Browbeating Jewish voters hasn’t yet worked for Trump

Speaking to reporters at an airport in Georgia on Wednesday, former president Donald Trump reiterated one of his more unusual political appeals: browbeating Jewish Americans for not voting exclusively for Republicans.

Trump was asked whether he thought the United States was showing sufficient support for Israel, triggering the comments.

President Biden “has totally lost control of the Israel situation,” Trump insisted. “He has abandoned Israel. He has totally abandoned Israel. And, frankly — you know, he’s a low-IQ individual. He has no idea where he is and who he’s supporting. He doesn’t know if he’s supporting the Palestinians. But he knows one thing: He is not supporting Israel. He has abandoned Israel.”

This is familiar terrain, the wild, hyperbolic and inconsistent attacks on a political opponent. (How does Biden both not know who he’s supporting and know who he isn’t supporting?) So was Trump’s pivot, from a discussion about Israel to his complaint about Jewish Americans.

“Any Jewish person that votes for a Democrat or votes for Biden,” Trump continued, “should have their head examined.”

This idea that the politics of Jewish Americans are necessarily dependent on Israel is a long-standing one for Trump. Nor is his disparagement of Jewish Democrats new, even this week. On Monday, he told an interviewer that “any Jewish person that votes for Biden does not love Israel and, frankly, should be spoken to.”

Such comments run the risk of triggering an avalanche of overthinking. Does he mean it? Is he exaggerating? Is he playing some long game trying to appeal to his non-Jewish supporters by amplifying how Biden is allegedly abandoning Israel?

Let’s set that aside. We can observe, though, that Trump’s assumptions about Jewish American views of Israel are overly simple. Pew Research Center polling conducted several years before the war in Gaza found that viewing Israel as an important part of being Jewish was split along party lines among American Jews. Jewish Democrats were more likely to say that the United States was too supportive of Israel than that it was not supportive enough; the opposite was true for Jewish Republicans.

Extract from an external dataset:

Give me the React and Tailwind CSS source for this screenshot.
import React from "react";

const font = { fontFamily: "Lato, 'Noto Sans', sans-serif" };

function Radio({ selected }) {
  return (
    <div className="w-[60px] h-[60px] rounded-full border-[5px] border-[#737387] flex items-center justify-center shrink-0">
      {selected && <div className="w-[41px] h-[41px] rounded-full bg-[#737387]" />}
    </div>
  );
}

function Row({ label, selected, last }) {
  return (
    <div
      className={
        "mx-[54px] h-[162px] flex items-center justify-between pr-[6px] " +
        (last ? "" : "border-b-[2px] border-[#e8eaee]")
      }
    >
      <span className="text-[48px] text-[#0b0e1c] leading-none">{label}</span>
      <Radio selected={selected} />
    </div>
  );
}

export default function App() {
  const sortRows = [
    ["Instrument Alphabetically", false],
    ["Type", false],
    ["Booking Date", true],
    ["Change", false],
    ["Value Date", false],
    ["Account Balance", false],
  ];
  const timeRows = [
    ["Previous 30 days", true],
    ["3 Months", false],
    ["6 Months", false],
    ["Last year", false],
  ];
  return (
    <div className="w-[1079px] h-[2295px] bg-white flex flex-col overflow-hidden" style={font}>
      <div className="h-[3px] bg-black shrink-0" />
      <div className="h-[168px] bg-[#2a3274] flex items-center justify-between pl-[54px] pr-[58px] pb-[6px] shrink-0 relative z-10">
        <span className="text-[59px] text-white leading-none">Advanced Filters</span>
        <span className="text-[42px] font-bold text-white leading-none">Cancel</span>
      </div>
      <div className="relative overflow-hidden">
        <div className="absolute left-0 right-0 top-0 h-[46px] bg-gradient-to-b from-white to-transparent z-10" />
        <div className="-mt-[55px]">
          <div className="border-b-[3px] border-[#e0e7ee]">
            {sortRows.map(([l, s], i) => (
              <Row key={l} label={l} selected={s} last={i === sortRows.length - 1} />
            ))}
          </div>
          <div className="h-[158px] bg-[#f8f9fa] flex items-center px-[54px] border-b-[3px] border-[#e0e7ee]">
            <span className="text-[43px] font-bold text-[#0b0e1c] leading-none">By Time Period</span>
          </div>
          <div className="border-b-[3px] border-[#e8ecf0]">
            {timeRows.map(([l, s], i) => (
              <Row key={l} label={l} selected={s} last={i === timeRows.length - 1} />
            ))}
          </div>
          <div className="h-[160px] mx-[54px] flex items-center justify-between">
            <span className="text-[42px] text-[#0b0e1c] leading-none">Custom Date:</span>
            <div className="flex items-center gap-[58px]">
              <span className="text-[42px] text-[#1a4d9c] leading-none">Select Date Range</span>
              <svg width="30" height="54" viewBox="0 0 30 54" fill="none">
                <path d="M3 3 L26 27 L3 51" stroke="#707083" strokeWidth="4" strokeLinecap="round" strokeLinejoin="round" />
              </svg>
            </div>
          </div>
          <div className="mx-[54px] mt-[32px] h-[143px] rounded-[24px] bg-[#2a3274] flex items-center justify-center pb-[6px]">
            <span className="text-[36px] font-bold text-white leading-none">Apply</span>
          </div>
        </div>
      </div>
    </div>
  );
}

That may have shifted since Oct. 7, certainly. Using data released by Pew this week, however, we can observe that the Trump era has not triggered an exodus from the Democratic Party among Jewish Americans. In 2015, the year he first announced his bid for the presidency, 66 percent of Jewish Americans identified as Democrats or Democratic-leaning independents, twice the number as identified as Republicans or Republican-leaning independents.

Last year, the gap had extended to 40 points, with 69 percent of Jewish Americans identifying as Democrats or Democratic-leaning.

There were some ups and downs in between. In 2020, the year Trump was up for reelection, it was only 24 points, the lowest point on record. But the image presented above is not one of a sharp change toward one party or another, indicating that Trump’s repeated demands that Jewish Americans abandon the left are not having much success. Not that we would expect them to.

We can see some shifts among religious groups in the Pew data. White evangelical Protestants, for example, have shifted dramatically to the right since 2000. Members of the Church of Jesus Christ of Latter-day Saints trended more Republican, too, though that peaked at about the time that Mitt Romney, a member of the church, became the GOP’s presidential nominee. The shift in partisan identity among Jewish Americans is more subtle — and predates Trump.

Again, it may simply be the case that Trump is trying to frame Jewish Democrats negatively in the eyes of his supporters. It is certainly conceivable, though, that he is legitimately incensed that Jewish Americans aren’t broadly supporting his candidacy.

Maybe chastising them one more time will do the trick.